§ What is required: Repeat each line word for word.

——

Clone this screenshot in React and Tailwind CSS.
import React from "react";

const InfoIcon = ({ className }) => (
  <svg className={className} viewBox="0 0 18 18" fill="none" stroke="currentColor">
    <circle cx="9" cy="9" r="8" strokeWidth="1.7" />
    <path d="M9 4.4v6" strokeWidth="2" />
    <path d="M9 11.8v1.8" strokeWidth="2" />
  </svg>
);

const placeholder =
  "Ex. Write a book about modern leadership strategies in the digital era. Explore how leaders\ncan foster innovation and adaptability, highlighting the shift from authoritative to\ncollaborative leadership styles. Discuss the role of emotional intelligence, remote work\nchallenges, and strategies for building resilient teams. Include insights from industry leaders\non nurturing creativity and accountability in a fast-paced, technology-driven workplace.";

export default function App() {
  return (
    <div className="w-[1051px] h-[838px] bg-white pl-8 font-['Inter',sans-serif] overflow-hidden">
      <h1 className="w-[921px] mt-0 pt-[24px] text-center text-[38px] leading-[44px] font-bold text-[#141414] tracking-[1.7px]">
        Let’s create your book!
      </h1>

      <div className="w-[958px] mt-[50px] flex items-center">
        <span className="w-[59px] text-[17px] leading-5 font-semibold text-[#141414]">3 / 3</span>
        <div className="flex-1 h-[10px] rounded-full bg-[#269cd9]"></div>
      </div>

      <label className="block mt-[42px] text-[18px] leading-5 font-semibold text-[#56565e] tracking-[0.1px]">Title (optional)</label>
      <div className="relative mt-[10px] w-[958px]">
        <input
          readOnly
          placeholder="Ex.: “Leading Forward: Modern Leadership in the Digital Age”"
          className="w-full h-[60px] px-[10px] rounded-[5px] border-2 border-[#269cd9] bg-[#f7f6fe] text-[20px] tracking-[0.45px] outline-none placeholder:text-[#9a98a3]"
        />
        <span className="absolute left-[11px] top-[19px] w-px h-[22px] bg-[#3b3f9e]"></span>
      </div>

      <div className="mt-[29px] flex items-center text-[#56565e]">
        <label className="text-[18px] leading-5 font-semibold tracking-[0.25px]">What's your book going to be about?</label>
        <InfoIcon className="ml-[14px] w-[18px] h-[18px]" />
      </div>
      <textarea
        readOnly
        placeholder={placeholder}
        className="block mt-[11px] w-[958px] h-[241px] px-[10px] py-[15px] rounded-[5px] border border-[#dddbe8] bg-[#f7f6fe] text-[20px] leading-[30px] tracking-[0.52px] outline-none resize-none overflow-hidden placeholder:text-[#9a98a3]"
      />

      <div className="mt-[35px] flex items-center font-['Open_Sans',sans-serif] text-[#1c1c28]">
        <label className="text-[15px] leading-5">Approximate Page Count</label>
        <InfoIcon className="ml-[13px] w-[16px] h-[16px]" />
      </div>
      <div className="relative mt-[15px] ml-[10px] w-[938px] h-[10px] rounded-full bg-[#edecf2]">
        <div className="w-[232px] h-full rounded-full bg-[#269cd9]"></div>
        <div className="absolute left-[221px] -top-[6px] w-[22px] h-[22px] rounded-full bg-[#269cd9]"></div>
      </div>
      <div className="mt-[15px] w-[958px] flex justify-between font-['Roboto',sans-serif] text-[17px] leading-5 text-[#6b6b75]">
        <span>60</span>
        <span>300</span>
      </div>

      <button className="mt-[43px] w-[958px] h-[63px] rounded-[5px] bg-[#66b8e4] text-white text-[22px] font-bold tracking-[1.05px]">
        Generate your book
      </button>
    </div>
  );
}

——

§ Task answer:
Clone this screenshot in React and Tailwind CSS.
import React from "react";

const InfoIcon = ({ className }) => (
  <svg className={className} viewBox="0 0 18 18" fill="none" stroke="currentColor">
    <circle cx="9" cy="9" r="8" strokeWidth="1.7" />
    <path d="M9 4.4v6" strokeWidth="2" />
    <path d="M9 11.8v1.8" strokeWidth="2" />
  </svg>
);

const placeholder =
  "Ex. Write a book about modern leadership strategies in the digital era. Explore how leaders\ncan foster innovation and adaptability, highlighting the shift from authoritative to\ncollaborative leadership styles. Discuss the role of emotional intelligence, remote work\nchallenges, and strategies for building resilient teams. Include insights from industry leaders\non nurturing creativity and accountability in a fast-paced, technology-driven workplace.";

export default function App() {
  return (
    <div className="w-[1051px] h-[838px] bg-white pl-8 font-['Inter',sans-serif] overflow-hidden">
      <h1 className="w-[921px] mt-0 pt-[24px] text-center text-[38px] leading-[44px] font-bold text-[#141414] tracking-[1.7px]">
        Let’s create your book!
      </h1>

      <div className="w-[958px] mt-[50px] flex items-center">
        <span className="w-[59px] text-[17px] leading-5 font-semibold text-[#141414]">3 / 3</span>
        <div className="flex-1 h-[10px] rounded-full bg-[#269cd9]"></div>
      </div>

      <label className="block mt-[42px] text-[18px] leading-5 font-semibold text-[#56565e] tracking-[0.1px]">Title (optional)</label>
      <div className="relative mt-[10px] w-[958px]">
        <input
          readOnly
          placeholder="Ex.: “Leading Forward: Modern Leadership in the Digital Age”"
          className="w-full h-[60px] px-[10px] rounded-[5px] border-2 border-[#269cd9] bg-[#f7f6fe] text-[20px] tracking-[0.45px] outline-none placeholder:text-[#9a98a3]"
        />
        <span className="absolute left-[11px] top-[19px] w-px h-[22px] bg-[#3b3f9e]"></span>
      </div>

      <div className="mt-[29px] flex items-center text-[#56565e]">
        <label className="text-[18px] leading-5 font-semibold tracking-[0.25px]">What's your book going to be about?</label>
        <InfoIcon className="ml-[14px] w-[18px] h-[18px]" />
      </div>
      <textarea
        readOnly
        placeholder={placeholder}
        className="block mt-[11px] w-[958px] h-[241px] px-[10px] py-[15px] rounded-[5px] border border-[#dddbe8] bg-[#f7f6fe] text-[20px] leading-[30px] tracking-[0.52px] outline-none resize-none overflow-hidden placeholder:text-[#9a98a3]"
      />

      <div className="mt-[35px] flex items-center font-['Open_Sans',sans-serif] text-[#1c1c28]">
        <label className="text-[15px] leading-5">Approximate Page Count</label>
        <InfoIcon className="ml-[13px] w-[16px] h-[16px]" />
      </div>
      <div className="relative mt-[15px] ml-[10px] w-[938px] h-[10px] rounded-full bg-[#edecf2]">
        <div className="w-[232px] h-full rounded-full bg-[#269cd9]"></div>
        <div className="absolute left-[221px] -top-[6px] w-[22px] h-[22px] rounded-full bg-[#269cd9]"></div>
      </div>
      <div className="mt-[15px] w-[958px] flex justify-between font-['Roboto',sans-serif] text-[17px] leading-5 text-[#6b6b75]">
        <span>60</span>
        <span>300</span>
      </div>

      <button className="mt-[43px] w-[958px] h-[63px] rounded-[5px] bg-[#66b8e4] text-white text-[22px] font-bold tracking-[1.05px]">
        Generate your book
      </button>
    </div>
  );
}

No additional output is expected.